Subsequently, we evaluated the predictive performance for OPSs that were not included in the source domain (Fig. 6b). Extrapolative predictions have been a persistent challenge in ML applications for catalytic reactions. For instance, in ML research on C–N bond-forming reactions conducted by Dreher and Doyle1, successful extrapolative predictions were achieved for isoxazole additives, whereas those for aryl halides proved to be highly challenging. Similarly, Zhang and Hong developed a graph neural network-based approach, demonstrating improved performance for the same task44. Nevertheless, extrapolative predictions for aryl halides and bases remained challenging even in this approach. Following this context, we randomly excluded 30 OPSs from the source-domain datasets while retaining them in the target-domain dataset, to assess the performance of our proposed strategy under similar extrapolation conditions. In this investigation, CA was selected as the target, with DFT_FE and S1 employed as the descriptor set and the source domain, respectively. Consequently, the predictive performance for OPSs included in the source domain was satisfactory (Avg R2 = 0.76), whereas it was significantly lower for those excluded from the source domain (Avg R2 = 0.28).
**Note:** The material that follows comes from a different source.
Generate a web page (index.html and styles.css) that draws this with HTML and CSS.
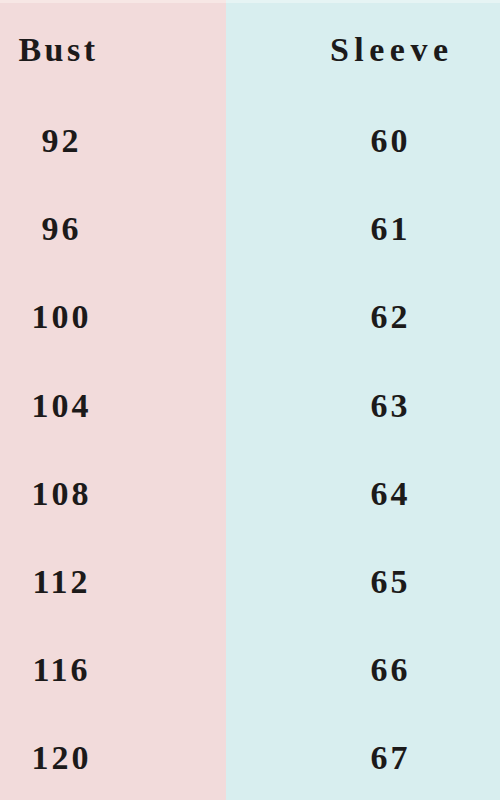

Similar trends were observed even when patterns of OPSs excluded from the source domain were different (Tables S29–S48). These results indicate that the success of this strategy relies heavily on the coverage of OPSs provided by the experimental database used for the source domain. Therefore, continuous efforts by organic chemists to expand and refine the database are essential for further strengthening the proposed DA-based TL strategy.